Update shared on 28 Nov 2025
Analysts have modestly increased their price targets for Martin Marietta Materials. The average target has risen from $670 to $700, citing a robust recovery in construction volumes and improving sector fundamentals as key factors behind the revision.
Analyst Commentary
Recent commentary from major firms highlights a generally optimistic outlook for Martin Marietta Materials, though some reservations remain about sector trends and the pace of recovery. Analysts have updated their views to reflect both the company's latest performance and broader construction sector dynamics.
Bullish Takeaways- Bullish analysts acknowledge a broad volume recovery in the latest quarter, with normalized weather conditions in key regions like the Southeast and Texas contributing to improved results.
- Infrastructure spending remains robust and offers continued support for growth in demand and company revenues.
- Improving inventory dynamics across the machinery and construction group point to operational execution and potential for further uplift as sector fundamentals strengthen.

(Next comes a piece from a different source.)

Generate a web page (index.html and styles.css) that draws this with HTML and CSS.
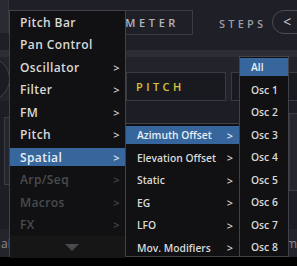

- With raised EBITDA estimates and higher price targets, the outlook suggests confidence in Martin Marietta's ability to capitalize on ongoing momentum in construction volumes.
- Some cautious analysts maintain neutral or equal weight ratings and highlight uncertainties around the timing and strength of a full sector recovery, especially through 2026.
- Expectations for home improvement and certain segments to recover ahead of the broader construction market may leave near-term performance uneven.
- There is a preference for exposure to select building materials subsectors, which suggests concerns about potential near-term volatility in core aggregates and construction demand.
- Ongoing macroeconomic factors, including interest rate trends, are viewed as critical drivers for the trajectory of company performance and valuation into late 2026 and beyond.
What's in the News
- Raised full-year 2025 earnings guidance, with expected revenues between $6,075 million and $6,250 million. Net earnings attributable to Martin Marietta are projected in the $985 million to $1,015 million range (Key Developments).
- Completed share repurchase program initiated in 2015. A total of 8,802,350 shares were bought back, representing 13.73% of shares, for $2,264.13 million (Key Developments).
Valuation Changes
- The discount rate has increased slightly, rising from 8.19% to 8.20%.
- The revenue growth estimate has edged down marginally, decreasing from 7.35% to 7.34%.
- The net profit margin has declined slightly, moving from 18.65% to 18.63%.
- The future P/E ratio has risen modestly, from 30.20x to 30.78x.
- The fair value calculation remains unchanged, holding steady at $666.29.